* Data listing:
_ _ _ _ _
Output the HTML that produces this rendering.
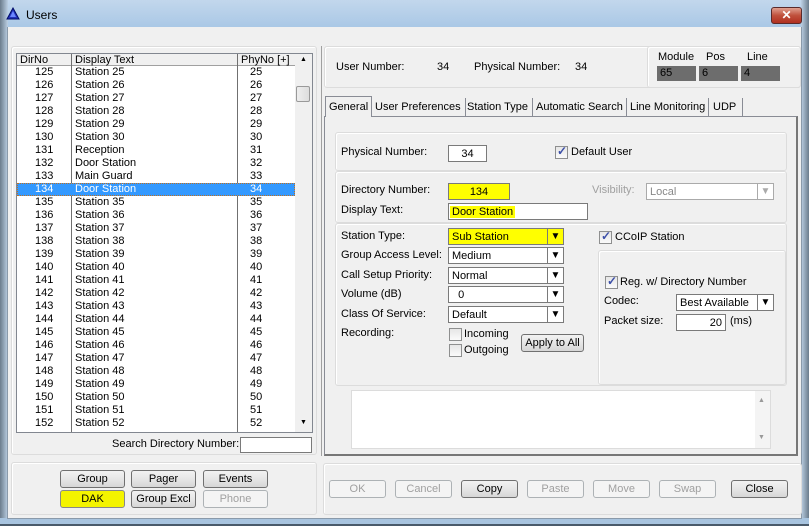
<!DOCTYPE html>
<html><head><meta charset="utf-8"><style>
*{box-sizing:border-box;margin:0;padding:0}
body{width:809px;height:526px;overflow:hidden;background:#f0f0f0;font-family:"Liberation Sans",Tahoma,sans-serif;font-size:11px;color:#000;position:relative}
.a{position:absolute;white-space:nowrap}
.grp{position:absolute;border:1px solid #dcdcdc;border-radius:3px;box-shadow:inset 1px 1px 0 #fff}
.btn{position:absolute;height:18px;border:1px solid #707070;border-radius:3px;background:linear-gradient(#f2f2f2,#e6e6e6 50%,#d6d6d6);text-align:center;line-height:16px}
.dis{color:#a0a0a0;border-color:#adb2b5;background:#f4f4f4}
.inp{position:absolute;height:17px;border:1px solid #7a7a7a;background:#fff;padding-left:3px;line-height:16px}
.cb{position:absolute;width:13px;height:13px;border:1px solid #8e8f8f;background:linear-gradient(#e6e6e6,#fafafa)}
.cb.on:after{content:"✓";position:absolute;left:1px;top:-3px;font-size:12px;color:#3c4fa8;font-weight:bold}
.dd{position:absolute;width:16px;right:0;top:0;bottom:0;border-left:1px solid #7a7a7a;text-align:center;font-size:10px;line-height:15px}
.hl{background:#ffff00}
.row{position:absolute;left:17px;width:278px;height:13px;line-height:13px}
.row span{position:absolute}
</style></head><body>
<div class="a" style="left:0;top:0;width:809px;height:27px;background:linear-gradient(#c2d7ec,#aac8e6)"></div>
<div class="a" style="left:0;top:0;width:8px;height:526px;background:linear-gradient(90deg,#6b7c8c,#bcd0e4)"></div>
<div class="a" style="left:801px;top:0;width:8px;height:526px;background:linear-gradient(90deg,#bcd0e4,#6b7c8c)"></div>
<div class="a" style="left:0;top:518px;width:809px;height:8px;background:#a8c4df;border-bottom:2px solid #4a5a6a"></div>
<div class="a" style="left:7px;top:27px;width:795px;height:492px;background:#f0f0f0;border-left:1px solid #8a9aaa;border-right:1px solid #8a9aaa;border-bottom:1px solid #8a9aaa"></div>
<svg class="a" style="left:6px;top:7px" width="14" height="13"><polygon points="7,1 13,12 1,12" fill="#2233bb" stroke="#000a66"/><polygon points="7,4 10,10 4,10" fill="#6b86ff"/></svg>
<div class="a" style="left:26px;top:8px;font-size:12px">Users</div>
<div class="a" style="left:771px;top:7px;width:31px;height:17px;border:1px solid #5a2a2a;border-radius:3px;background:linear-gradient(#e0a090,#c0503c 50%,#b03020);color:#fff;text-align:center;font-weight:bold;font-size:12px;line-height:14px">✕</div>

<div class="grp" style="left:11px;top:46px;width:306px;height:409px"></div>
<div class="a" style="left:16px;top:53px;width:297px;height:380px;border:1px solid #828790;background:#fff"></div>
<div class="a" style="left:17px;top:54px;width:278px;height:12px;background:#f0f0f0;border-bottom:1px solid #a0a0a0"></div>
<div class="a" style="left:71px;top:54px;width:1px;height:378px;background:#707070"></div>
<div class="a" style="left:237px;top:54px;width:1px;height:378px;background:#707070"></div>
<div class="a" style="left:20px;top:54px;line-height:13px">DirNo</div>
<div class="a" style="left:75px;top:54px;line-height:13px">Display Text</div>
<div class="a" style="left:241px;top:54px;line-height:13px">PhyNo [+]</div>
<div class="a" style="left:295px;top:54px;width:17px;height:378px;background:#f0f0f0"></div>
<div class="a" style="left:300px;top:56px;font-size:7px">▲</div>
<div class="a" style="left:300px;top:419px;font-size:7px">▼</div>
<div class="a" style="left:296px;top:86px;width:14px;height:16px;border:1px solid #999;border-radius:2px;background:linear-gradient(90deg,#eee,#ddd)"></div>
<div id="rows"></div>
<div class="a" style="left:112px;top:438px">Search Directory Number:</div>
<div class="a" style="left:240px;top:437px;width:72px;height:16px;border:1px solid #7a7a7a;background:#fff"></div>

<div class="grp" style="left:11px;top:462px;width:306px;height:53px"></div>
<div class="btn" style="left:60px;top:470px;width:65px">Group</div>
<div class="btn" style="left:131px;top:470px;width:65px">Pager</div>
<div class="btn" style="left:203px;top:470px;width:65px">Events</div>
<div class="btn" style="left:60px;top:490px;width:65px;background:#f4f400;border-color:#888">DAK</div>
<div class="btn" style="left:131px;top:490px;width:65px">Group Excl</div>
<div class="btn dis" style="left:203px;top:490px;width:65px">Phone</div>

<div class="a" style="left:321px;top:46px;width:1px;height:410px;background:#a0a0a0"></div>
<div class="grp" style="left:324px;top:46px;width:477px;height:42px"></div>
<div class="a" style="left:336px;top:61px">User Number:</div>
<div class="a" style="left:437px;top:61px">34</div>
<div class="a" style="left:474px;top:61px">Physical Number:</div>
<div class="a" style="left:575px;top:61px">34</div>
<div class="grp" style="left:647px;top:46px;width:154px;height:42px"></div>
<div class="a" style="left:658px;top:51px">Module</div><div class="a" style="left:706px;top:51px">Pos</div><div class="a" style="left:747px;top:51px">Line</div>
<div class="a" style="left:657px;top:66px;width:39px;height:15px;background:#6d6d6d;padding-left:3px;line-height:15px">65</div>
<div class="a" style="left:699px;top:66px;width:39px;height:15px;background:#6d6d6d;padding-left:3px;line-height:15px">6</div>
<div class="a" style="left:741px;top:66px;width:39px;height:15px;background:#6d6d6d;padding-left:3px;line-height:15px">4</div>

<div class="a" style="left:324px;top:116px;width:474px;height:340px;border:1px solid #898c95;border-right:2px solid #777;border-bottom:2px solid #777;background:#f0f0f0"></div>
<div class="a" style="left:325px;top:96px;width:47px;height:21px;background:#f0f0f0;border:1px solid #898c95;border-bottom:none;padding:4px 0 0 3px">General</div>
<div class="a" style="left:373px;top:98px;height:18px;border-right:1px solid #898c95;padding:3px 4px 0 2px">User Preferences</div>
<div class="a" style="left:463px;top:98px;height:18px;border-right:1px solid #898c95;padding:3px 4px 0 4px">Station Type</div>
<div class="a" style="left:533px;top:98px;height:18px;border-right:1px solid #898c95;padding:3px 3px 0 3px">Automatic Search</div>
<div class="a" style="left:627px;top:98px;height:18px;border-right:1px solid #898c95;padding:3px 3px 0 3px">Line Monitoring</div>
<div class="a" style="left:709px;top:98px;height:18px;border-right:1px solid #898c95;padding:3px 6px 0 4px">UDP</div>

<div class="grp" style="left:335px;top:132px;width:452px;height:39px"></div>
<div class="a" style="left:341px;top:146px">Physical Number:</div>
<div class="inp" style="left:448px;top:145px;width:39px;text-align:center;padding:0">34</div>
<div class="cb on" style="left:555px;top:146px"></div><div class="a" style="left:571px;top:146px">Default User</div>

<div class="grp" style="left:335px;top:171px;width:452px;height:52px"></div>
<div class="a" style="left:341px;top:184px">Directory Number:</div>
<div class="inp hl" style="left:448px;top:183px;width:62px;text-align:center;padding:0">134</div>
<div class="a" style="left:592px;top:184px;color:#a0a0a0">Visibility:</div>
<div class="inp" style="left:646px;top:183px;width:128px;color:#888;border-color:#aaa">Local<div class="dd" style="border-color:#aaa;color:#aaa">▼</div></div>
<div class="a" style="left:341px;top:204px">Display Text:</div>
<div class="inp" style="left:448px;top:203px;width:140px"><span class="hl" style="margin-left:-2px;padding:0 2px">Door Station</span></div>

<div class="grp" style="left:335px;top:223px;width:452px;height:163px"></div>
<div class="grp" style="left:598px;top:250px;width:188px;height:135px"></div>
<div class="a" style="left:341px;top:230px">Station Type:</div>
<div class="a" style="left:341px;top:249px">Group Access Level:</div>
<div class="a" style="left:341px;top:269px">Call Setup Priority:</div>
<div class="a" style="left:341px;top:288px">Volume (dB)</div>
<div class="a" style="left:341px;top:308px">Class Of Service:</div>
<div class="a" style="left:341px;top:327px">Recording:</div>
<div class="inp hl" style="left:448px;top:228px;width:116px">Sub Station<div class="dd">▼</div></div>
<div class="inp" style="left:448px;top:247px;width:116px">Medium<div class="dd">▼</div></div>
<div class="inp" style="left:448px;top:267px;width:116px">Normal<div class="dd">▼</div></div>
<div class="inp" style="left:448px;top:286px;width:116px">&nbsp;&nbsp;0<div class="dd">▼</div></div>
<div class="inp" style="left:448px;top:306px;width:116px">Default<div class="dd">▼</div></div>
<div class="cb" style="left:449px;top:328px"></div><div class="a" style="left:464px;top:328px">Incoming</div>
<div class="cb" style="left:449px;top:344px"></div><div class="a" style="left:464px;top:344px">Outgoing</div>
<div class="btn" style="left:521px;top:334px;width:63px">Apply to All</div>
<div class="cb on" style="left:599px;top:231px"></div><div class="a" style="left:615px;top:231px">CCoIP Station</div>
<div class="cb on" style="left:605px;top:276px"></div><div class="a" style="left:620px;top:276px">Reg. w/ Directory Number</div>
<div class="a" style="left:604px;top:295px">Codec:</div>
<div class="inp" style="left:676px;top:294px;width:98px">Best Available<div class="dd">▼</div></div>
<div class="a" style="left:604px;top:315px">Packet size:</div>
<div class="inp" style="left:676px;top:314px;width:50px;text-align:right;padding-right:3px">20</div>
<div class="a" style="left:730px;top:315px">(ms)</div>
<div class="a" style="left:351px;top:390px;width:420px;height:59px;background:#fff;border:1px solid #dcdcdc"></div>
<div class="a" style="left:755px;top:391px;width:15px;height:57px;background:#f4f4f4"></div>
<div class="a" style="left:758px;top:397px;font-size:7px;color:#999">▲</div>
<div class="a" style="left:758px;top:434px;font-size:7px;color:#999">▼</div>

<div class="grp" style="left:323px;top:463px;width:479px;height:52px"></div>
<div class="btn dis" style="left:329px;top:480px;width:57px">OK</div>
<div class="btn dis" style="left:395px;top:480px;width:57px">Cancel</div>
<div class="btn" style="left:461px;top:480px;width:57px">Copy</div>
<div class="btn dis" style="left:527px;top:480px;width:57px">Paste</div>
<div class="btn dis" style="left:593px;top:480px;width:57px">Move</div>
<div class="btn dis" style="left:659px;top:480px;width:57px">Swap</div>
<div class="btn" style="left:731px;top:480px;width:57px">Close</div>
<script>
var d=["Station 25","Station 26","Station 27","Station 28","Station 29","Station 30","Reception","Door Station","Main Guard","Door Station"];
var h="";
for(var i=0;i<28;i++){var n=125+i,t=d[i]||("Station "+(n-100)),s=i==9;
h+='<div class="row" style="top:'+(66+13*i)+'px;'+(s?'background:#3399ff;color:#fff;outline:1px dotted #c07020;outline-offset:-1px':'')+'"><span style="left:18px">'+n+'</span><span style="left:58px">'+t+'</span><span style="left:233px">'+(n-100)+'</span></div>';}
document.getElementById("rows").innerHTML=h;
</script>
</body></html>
_ _ _ _ _
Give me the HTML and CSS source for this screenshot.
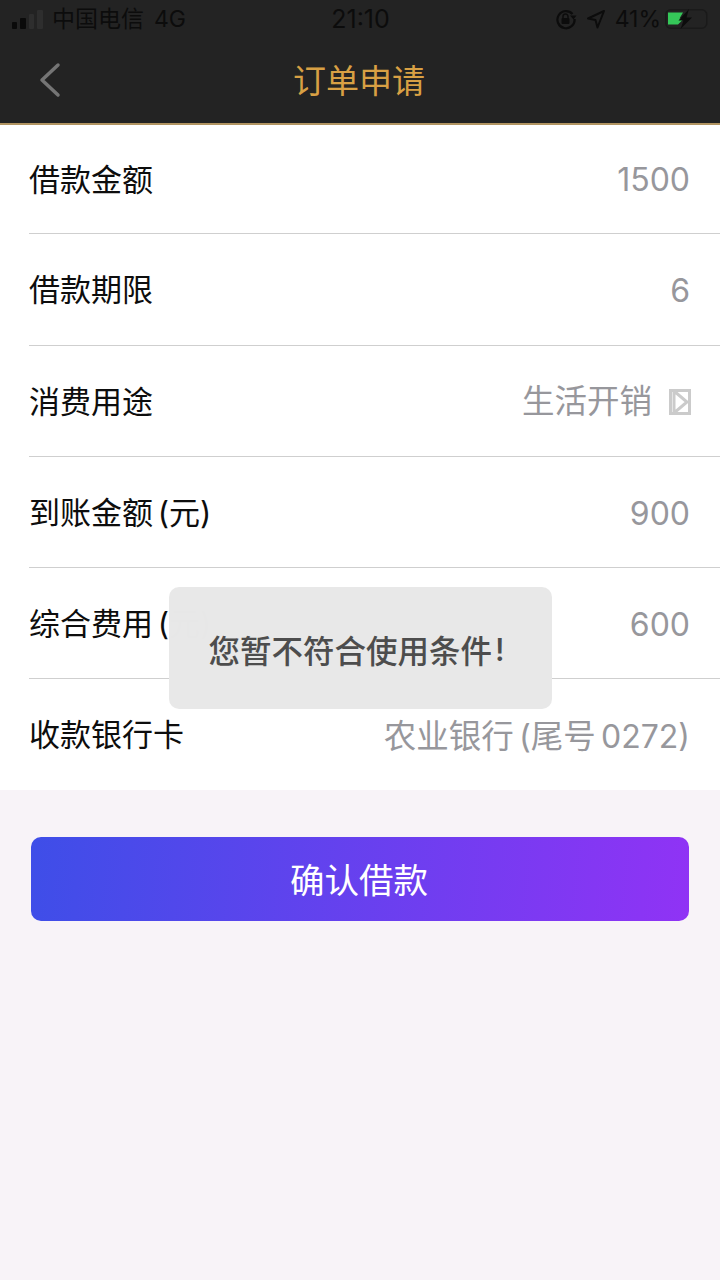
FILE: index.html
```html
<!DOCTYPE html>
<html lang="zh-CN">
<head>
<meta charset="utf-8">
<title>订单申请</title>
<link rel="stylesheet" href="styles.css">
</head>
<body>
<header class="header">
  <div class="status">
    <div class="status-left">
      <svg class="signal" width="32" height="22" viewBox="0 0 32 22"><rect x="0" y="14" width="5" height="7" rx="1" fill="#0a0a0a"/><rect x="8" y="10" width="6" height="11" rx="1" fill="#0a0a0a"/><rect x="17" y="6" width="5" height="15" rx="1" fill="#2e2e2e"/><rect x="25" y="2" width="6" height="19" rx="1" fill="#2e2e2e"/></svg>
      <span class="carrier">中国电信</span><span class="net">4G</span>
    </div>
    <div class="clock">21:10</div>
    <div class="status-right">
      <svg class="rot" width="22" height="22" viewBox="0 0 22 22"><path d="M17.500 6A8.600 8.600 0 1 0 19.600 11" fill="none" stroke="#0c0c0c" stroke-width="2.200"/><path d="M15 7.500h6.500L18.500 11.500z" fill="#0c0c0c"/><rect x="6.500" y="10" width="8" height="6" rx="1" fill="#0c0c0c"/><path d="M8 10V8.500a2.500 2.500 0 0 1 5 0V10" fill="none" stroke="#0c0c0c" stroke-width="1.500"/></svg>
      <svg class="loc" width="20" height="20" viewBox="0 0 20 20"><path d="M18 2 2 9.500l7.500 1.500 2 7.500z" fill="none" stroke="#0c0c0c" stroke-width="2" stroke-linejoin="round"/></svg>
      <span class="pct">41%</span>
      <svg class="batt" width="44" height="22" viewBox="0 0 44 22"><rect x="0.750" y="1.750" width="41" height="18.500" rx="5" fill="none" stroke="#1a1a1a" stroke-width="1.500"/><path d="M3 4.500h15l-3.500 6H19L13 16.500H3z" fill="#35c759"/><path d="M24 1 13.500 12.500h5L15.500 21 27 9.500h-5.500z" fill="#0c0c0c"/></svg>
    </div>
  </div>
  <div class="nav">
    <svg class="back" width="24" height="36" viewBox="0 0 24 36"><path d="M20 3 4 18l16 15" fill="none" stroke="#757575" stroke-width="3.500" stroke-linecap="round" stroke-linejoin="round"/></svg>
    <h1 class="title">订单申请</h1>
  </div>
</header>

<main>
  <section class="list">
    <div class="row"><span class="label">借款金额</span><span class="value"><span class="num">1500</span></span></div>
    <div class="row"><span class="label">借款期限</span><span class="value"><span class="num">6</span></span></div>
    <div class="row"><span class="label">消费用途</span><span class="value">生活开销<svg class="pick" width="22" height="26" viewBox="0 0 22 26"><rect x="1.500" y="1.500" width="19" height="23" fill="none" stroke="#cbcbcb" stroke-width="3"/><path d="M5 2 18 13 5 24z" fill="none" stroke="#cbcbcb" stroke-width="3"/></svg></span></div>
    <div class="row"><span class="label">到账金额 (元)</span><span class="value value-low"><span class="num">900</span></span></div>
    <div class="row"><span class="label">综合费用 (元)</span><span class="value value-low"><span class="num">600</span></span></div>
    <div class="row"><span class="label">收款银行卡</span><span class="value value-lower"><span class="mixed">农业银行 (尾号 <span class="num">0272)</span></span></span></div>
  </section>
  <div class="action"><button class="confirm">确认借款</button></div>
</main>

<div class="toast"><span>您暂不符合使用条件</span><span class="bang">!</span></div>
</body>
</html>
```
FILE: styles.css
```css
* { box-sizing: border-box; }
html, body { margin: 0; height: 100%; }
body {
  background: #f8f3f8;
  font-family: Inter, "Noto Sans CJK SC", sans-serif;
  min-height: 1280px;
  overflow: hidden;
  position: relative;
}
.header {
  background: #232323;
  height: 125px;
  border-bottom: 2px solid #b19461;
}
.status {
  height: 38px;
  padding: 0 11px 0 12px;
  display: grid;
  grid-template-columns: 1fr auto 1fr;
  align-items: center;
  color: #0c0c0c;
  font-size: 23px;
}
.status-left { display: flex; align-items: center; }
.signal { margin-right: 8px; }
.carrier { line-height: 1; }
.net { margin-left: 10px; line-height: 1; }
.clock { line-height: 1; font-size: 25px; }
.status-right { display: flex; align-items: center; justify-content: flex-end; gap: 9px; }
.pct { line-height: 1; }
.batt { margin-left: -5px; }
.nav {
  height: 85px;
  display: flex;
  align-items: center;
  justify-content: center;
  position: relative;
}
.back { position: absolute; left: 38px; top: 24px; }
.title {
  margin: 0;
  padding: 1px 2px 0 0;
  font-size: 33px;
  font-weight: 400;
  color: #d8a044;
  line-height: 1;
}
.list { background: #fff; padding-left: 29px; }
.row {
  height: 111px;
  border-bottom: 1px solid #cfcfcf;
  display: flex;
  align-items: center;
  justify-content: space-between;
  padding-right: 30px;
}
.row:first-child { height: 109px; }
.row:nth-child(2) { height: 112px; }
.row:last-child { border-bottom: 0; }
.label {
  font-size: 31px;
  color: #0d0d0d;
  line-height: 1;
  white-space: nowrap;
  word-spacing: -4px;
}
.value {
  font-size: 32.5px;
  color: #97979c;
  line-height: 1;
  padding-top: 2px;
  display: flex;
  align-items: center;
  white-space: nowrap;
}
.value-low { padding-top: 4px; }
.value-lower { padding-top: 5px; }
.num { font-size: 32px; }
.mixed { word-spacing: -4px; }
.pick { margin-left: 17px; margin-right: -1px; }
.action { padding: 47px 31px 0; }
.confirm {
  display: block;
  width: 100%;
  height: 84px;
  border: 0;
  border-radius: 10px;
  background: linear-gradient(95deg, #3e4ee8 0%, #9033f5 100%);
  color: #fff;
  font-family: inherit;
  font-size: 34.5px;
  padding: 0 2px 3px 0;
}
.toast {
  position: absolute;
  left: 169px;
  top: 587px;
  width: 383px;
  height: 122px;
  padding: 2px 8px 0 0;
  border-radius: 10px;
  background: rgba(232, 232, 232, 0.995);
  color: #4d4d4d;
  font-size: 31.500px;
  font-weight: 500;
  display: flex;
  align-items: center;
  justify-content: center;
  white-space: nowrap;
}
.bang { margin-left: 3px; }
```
_ _ _ _ _
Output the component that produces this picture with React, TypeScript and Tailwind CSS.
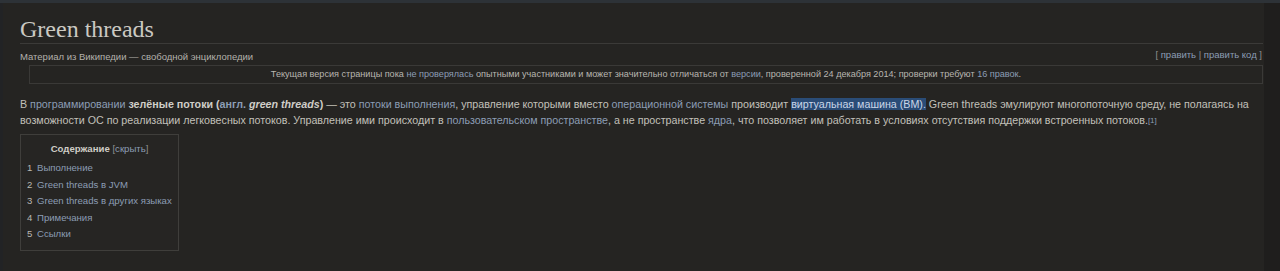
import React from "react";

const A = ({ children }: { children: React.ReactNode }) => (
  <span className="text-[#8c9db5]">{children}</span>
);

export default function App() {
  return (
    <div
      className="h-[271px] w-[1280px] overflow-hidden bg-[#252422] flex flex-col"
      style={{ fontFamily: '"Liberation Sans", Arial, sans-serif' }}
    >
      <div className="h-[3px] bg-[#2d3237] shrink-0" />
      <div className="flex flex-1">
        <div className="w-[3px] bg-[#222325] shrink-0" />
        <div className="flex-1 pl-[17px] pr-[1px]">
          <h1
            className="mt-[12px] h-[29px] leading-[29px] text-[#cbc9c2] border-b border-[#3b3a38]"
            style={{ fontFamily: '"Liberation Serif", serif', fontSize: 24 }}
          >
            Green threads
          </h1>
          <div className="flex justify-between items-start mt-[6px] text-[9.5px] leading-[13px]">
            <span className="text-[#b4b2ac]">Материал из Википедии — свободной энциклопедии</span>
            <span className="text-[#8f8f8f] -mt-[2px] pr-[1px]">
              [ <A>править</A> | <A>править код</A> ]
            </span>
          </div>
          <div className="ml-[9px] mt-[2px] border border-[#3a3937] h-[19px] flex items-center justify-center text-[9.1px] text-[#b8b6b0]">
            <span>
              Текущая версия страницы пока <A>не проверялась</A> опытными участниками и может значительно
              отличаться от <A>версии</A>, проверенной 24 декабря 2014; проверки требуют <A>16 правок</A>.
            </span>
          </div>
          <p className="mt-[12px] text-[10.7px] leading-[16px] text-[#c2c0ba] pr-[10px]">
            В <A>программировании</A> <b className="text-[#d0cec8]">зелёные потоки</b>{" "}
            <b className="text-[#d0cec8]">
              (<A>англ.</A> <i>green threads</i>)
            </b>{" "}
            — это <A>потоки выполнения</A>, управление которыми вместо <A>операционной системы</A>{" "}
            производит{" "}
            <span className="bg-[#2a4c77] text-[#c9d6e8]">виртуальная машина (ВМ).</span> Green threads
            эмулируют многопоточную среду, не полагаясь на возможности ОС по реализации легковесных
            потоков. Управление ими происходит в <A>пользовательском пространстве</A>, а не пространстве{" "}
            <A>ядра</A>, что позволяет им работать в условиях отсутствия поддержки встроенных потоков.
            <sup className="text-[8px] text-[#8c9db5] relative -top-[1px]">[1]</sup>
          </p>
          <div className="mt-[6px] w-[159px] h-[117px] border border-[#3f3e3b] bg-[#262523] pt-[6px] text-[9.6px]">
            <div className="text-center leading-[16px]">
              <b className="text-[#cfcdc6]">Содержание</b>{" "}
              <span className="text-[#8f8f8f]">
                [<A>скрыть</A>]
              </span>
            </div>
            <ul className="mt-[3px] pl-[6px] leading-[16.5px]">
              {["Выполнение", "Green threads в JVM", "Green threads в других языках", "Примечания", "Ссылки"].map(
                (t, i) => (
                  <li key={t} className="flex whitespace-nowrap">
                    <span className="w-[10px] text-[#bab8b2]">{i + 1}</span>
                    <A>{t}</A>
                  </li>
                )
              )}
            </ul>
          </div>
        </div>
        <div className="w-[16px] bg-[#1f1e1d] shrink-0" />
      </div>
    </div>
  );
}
_ _ _ _ _
* Request:
Filter the records down to the lines that contain the string "produces", and copy those lines.

* Complete output:
Output the HTML that produces this rendering.
Output the component that produces this picture with React, TypeScript and Tailwind CSS.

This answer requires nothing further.